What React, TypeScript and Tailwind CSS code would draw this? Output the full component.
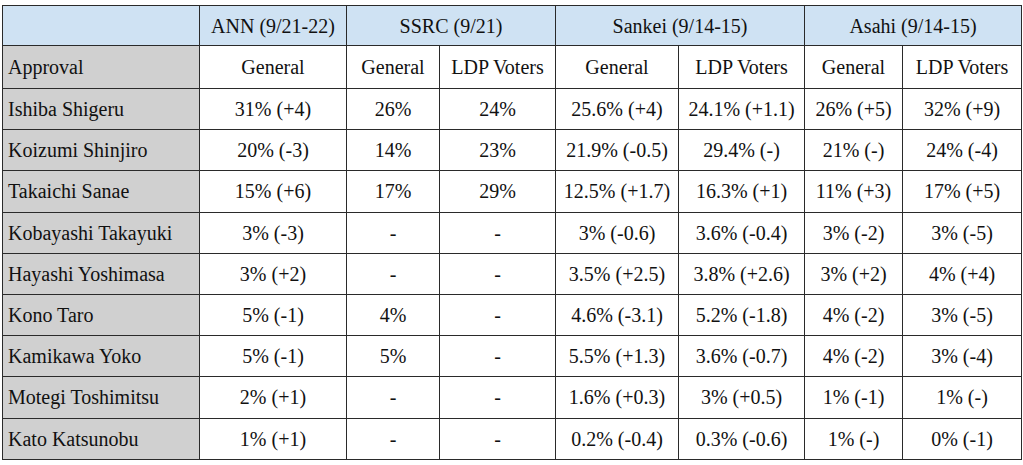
import React from "react";

const rows: [string, string[]][] = [
  ["Ishiba Shigeru", ["31% (+4)", "26%", "24%", "25.6% (+4)", "24.1% (+1.1)", "26% (+5)", "32% (+9)"]],
  ["Koizumi Shinjiro", ["20% (-3)", "14%", "23%", "21.9% (-0.5)", "29.4% (-)", "21% (-)", "24% (-4)"]],
  ["Takaichi Sanae", ["15% (+6)", "17%", "29%", "12.5% (+1.7)", "16.3% (+1)", "11% (+3)", "17% (+5)"]],
  ["Kobayashi Takayuki", ["3% (-3)", "-", "-", "3% (-0.6)", "3.6% (-0.4)", "3% (-2)", "3% (-5)"]],
  ["Hayashi Yoshimasa", ["3% (+2)", "-", "-", "3.5% (+2.5)", "3.8% (+2.6)", "3% (+2)", "4% (+4)"]],
  ["Kono Taro", ["5% (-1)", "4%", "-", "4.6% (-3.1)", "5.2% (-1.8)", "4% (-2)", "3% (-5)"]],
  ["Kamikawa Yoko", ["5% (-1)", "5%", "-", "5.5% (+1.3)", "3.6% (-0.7)", "4% (-2)", "3% (-4)"]],
  ["Motegi Toshimitsu", ["2% (+1)", "-", "-", "1.6% (+0.3)", "3% (+0.5)", "1% (-1)", "1% (-)"]],
  ["Kato Katsunobu", ["1% (+1)", "-", "-", "0.2% (-0.4)", "0.3% (-0.6)", "1% (-)", "0% (-1)"]],
];

const cell = "border border-[#2a2a2a] text-center px-0 py-0";
const first = "border border-[#2a2a2a] bg-[#d0d0d0] text-left pl-[5px] pr-0 py-0";

export default function App() {
  return (
    <div className="w-[1023px] h-[465px] bg-white pl-[2px] pt-[5px]" style={{ fontFamily: '"Liberation Serif", "Times New Roman", serif' }}>
      <table className="table-fixed border-collapse text-[20px] leading-none text-[#111111] w-[1019px]">
        <colgroup>
          <col className="w-[197px]" />
          <col className="w-[147px]" />
          <col className="w-[93px]" />
          <col className="w-[116px]" />
          <col className="w-[123px]" />
          <col className="w-[126px]" />
          <col className="w-[98px]" />
          <col className="w-[119px]" />
        </colgroup>
        <tbody>
          <tr className="h-[40px] bg-[#cfe2f3]">
            <td className={cell}></td>
            <td className={cell}>ANN (9/21-22)</td>
            <td className={cell} colSpan={2}>SSRC (9/21)</td>
            <td className={cell} colSpan={2}>Sankei (9/14-15)</td>
            <td className={cell} colSpan={2}>Asahi (9/14-15)</td>
          </tr>
          <tr className="h-[43px]">
            <td className={first}>Approval</td>
            <td className={cell}>General</td>
            <td className={cell}>General</td>
            <td className={cell}>LDP Voters</td>
            <td className={cell}>General</td>
            <td className={cell}>LDP Voters</td>
            <td className={cell}>General</td>
            <td className={cell}>LDP Voters</td>
          </tr>
          {rows.map(([name, vals]) => (
            <tr key={name} className="h-[41.2px]">
              <td className={first}>{name}</td>
              {vals.map((v, i) => (
                <td key={i} className={cell}>{v}</td>
              ))}
            </tr>
          ))}
        </tbody>
      </table>
    </div>
  );
}
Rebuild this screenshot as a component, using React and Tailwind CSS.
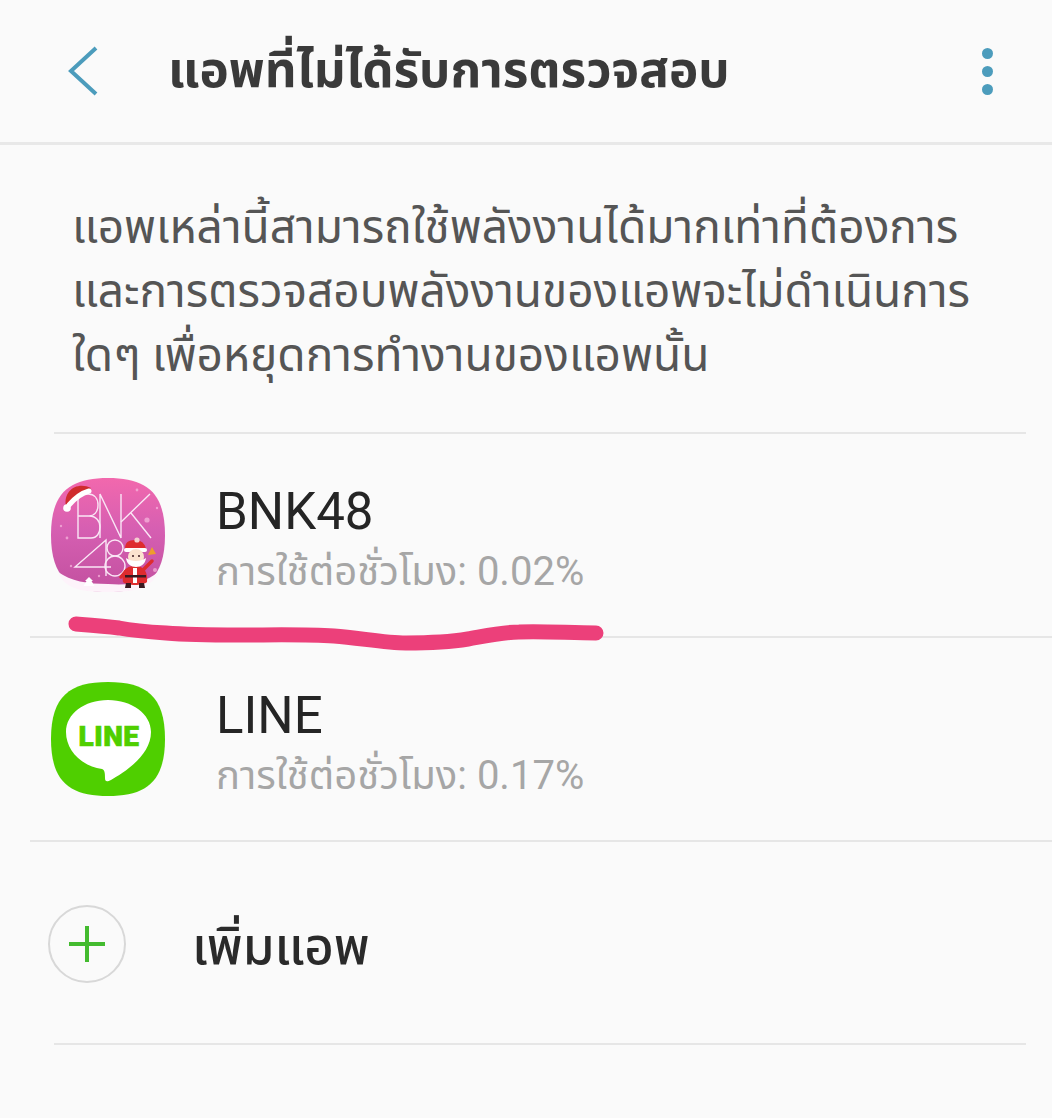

□ □ □ □

Quote the listing above in full, except for the pictures.

What React, TypeScript and Tailwind CSS code would draw this? Output the full component.
import React from "react";

const rows: [string, string[]][] = [
  ["Ishiba Shigeru", ["31% (+4)", "26%", "24%", "25.6% (+4)", "24.1% (+1.1)", "26% (+5)", "32% (+9)"]],
  ["Koizumi Shinjiro", ["20% (-3)", "14%", "23%", "21.9% (-0.5)", "29.4% (-)", "21% (-)", "24% (-4)"]],
  ["Takaichi Sanae", ["15% (+6)", "17%", "29%", "12.5% (+1.7)", "16.3% (+1)", "11% (+3)", "17% (+5)"]],
  ["Kobayashi Takayuki", ["3% (-3)", "-", "-", "3% (-0.6)", "3.6% (-0.4)", "3% (-2)", "3% (-5)"]],
  ["Hayashi Yoshimasa", ["3% (+2)", "-", "-", "3.5% (+2.5)", "3.8% (+2.6)", "3% (+2)", "4% (+4)"]],
  ["Kono Taro", ["5% (-1)", "4%", "-", "4.6% (-3.1)", "5.2% (-1.8)", "4% (-2)", "3% (-5)"]],
  ["Kamikawa Yoko", ["5% (-1)", "5%", "-", "5.5% (+1.3)", "3.6% (-0.7)", "4% (-2)", "3% (-4)"]],
  ["Motegi Toshimitsu", ["2% (+1)", "-", "-", "1.6% (+0.3)", "3% (+0.5)", "1% (-1)", "1% (-)"]],
  ["Kato Katsunobu", ["1% (+1)", "-", "-", "0.2% (-0.4)", "0.3% (-0.6)", "1% (-)", "0% (-1)"]],
];

const cell = "border border-[#2a2a2a] text-center px-0 py-0";
const first = "border border-[#2a2a2a] bg-[#d0d0d0] text-left pl-[5px] pr-0 py-0";

export default function App() {
  return (
    <div className="w-[1023px] h-[465px] bg-white pl-[2px] pt-[5px]" style={{ fontFamily: '"Liberation Serif", "Times New Roman", serif' }}>
      <table className="table-fixed border-collapse text-[20px] leading-none text-[#111111] w-[1019px]">
        <colgroup>
          <col className="w-[197px]" />
          <col className="w-[147px]" />
          <col className="w-[93px]" />
          <col className="w-[116px]" />
          <col className="w-[123px]" />
          <col className="w-[126px]" />
          <col className="w-[98px]" />
          <col className="w-[119px]" />
        </colgroup>
        <tbody>
          <tr className="h-[40px] bg-[#cfe2f3]">
            <td className={cell}></td>
            <td className={cell}>ANN (9/21-22)</td>
            <td className={cell} colSpan={2}>SSRC (9/21)</td>
            <td className={cell} colSpan={2}>Sankei (9/14-15)</td>
            <td className={cell} colSpan={2}>Asahi (9/14-15)</td>
          </tr>
          <tr className="h-[43px]">
            <td className={first}>Approval</td>
            <td className={cell}>General</td>
            <td className={cell}>General</td>
            <td className={cell}>LDP Voters</td>
            <td className={cell}>General</td>
            <td className={cell}>LDP Voters</td>
            <td className={cell}>General</td>
            <td className={cell}>LDP Voters</td>
          </tr>
          {rows.map(([name, vals]) => (
            <tr key={name} className="h-[41.2px]">
              <td className={first}>{name}</td>
              {vals.map((v, i) => (
                <td key={i} className={cell}>{v}</td>
              ))}
            </tr>
          ))}
        </tbody>
      </table>
    </div>
  );
}
Rebuild this screenshot as a component, using React and Tailwind CSS.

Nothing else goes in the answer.